Web page code records
————————

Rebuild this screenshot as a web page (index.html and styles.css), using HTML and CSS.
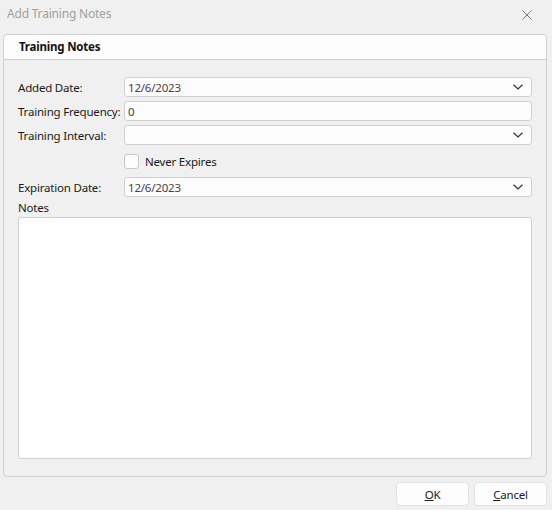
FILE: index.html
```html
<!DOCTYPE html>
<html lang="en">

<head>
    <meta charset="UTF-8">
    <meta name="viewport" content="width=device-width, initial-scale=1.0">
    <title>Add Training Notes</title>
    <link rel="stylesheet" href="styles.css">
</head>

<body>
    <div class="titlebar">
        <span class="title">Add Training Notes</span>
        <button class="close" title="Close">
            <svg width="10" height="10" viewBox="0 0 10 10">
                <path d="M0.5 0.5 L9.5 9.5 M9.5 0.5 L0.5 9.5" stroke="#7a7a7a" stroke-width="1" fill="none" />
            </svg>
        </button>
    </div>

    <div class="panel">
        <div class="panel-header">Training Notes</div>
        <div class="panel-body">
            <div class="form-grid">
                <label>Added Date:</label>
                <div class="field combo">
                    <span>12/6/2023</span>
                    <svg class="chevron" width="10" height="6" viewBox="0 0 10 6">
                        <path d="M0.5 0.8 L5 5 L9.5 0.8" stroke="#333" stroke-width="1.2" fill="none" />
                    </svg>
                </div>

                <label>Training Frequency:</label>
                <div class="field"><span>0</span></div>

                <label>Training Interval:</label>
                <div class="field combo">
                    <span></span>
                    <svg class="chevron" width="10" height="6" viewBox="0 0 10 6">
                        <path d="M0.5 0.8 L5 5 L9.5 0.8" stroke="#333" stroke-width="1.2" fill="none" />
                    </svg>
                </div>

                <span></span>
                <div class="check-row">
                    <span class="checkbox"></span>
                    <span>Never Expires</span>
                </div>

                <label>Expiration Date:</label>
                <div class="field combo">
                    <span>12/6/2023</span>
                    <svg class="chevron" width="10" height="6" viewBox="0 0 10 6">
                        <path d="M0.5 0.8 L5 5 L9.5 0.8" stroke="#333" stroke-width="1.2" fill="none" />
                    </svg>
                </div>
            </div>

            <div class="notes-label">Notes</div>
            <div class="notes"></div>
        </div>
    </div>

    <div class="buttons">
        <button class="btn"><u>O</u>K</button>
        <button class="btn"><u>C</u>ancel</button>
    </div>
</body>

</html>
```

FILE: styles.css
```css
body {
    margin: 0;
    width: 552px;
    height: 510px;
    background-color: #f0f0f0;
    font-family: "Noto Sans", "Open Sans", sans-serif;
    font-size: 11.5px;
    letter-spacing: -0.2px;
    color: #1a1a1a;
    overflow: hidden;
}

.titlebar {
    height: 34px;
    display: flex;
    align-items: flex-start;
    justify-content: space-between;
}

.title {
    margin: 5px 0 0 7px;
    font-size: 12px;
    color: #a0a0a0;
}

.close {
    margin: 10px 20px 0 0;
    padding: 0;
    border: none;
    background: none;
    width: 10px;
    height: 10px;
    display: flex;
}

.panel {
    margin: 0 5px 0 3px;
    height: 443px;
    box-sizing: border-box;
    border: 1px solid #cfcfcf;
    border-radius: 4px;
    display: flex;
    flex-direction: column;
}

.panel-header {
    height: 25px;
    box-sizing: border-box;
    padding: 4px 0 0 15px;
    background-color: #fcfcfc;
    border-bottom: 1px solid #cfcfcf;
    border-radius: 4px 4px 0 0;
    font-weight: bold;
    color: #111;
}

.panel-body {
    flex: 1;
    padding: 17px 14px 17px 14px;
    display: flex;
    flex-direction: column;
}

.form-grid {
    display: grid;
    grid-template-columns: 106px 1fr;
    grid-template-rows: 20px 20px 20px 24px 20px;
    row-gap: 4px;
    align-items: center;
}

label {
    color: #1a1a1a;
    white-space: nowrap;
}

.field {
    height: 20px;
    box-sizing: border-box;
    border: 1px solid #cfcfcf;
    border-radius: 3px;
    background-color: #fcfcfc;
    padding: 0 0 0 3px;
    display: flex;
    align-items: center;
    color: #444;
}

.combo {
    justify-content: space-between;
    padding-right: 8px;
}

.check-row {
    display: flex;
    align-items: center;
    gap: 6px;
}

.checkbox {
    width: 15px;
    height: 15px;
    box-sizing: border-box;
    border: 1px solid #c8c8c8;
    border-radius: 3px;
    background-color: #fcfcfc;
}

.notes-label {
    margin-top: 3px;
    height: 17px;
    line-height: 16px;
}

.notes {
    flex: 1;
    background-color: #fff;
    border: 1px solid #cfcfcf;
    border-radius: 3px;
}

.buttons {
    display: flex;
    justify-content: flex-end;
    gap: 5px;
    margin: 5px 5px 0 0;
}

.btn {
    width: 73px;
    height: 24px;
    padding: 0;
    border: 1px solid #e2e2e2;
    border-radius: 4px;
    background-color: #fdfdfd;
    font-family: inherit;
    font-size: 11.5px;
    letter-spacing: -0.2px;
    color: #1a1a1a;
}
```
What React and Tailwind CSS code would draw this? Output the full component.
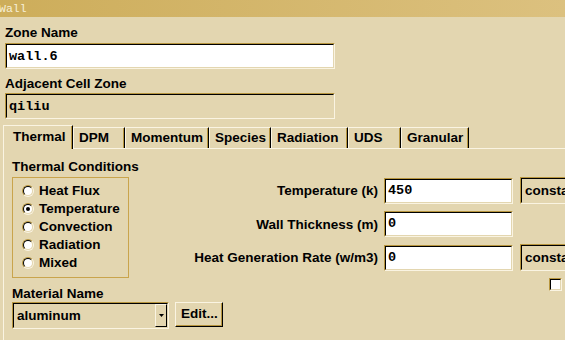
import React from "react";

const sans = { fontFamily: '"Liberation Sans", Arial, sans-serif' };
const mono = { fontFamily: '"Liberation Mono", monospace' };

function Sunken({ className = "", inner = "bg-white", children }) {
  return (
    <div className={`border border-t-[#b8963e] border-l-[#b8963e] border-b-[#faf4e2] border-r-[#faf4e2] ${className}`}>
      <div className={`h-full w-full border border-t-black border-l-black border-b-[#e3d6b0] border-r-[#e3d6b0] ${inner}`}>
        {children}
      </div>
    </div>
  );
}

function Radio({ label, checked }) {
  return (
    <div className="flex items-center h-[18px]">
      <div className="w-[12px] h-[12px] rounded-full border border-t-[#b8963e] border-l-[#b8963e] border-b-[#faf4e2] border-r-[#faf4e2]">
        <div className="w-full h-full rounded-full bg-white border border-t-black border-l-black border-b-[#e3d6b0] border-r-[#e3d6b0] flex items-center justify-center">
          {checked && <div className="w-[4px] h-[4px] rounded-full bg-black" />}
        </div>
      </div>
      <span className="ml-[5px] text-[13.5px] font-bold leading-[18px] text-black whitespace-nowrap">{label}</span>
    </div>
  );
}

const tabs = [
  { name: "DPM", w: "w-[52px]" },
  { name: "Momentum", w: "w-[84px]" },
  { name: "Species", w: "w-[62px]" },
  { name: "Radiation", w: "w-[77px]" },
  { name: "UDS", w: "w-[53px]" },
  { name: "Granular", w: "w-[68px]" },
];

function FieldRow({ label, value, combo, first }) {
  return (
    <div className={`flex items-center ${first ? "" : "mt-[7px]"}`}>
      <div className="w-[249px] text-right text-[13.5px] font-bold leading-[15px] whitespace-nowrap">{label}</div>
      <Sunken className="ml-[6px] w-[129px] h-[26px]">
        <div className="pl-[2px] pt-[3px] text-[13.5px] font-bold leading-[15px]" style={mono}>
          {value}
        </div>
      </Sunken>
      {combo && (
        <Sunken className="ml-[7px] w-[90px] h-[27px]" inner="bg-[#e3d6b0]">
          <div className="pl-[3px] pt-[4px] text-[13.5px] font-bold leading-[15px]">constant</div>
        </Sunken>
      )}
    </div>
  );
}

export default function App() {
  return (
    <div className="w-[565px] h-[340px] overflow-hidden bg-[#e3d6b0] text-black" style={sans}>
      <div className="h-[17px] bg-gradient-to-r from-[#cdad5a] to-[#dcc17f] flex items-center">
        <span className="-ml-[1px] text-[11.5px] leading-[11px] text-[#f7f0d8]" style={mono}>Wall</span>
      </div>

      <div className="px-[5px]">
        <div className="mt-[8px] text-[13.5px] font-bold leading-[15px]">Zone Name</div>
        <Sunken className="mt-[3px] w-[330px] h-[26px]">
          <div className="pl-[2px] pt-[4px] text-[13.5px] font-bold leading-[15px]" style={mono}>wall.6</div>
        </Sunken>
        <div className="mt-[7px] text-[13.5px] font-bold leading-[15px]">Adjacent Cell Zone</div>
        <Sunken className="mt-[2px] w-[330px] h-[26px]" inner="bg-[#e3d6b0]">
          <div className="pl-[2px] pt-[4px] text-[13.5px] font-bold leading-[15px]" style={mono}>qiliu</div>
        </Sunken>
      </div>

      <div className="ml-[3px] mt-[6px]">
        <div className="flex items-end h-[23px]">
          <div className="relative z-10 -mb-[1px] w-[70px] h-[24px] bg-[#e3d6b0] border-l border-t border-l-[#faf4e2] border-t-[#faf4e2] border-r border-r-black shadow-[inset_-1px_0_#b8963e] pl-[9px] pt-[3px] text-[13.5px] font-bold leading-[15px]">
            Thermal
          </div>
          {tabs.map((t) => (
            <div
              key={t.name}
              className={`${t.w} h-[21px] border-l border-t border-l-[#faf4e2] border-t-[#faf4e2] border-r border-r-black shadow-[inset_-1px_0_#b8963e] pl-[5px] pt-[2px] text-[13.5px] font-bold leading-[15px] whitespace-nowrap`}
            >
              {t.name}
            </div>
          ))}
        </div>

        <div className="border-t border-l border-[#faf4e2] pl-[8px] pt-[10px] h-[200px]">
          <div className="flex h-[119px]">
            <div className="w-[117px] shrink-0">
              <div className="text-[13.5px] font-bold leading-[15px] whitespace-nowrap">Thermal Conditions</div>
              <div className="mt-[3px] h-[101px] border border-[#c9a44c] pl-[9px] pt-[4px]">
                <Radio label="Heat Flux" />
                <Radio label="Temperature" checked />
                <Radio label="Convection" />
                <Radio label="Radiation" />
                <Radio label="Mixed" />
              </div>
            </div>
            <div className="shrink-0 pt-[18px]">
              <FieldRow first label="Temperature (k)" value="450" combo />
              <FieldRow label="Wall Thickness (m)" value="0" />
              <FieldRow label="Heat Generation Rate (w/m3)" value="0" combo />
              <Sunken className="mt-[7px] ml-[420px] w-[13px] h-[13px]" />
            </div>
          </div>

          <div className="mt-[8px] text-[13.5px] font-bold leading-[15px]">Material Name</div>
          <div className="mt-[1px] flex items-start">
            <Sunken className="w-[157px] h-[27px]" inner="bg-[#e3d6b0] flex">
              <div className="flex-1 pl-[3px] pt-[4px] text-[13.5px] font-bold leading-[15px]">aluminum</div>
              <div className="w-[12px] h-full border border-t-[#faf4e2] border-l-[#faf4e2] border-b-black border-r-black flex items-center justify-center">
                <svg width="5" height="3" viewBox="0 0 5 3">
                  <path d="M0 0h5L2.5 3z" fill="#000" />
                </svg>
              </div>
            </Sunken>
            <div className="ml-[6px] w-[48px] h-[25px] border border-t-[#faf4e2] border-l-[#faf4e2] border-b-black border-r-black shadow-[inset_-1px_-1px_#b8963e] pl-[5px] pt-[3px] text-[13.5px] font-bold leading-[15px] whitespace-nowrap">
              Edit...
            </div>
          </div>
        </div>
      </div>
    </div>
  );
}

————————

* [Task details]:
Copy each line of the records that contains the word "styles".

* [Output of the exercise]:
Rebuild this screenshot as a web page (index.html and styles.css), using HTML and CSS.
    <link rel="stylesheet" href="styles.css">
FILE: styles.css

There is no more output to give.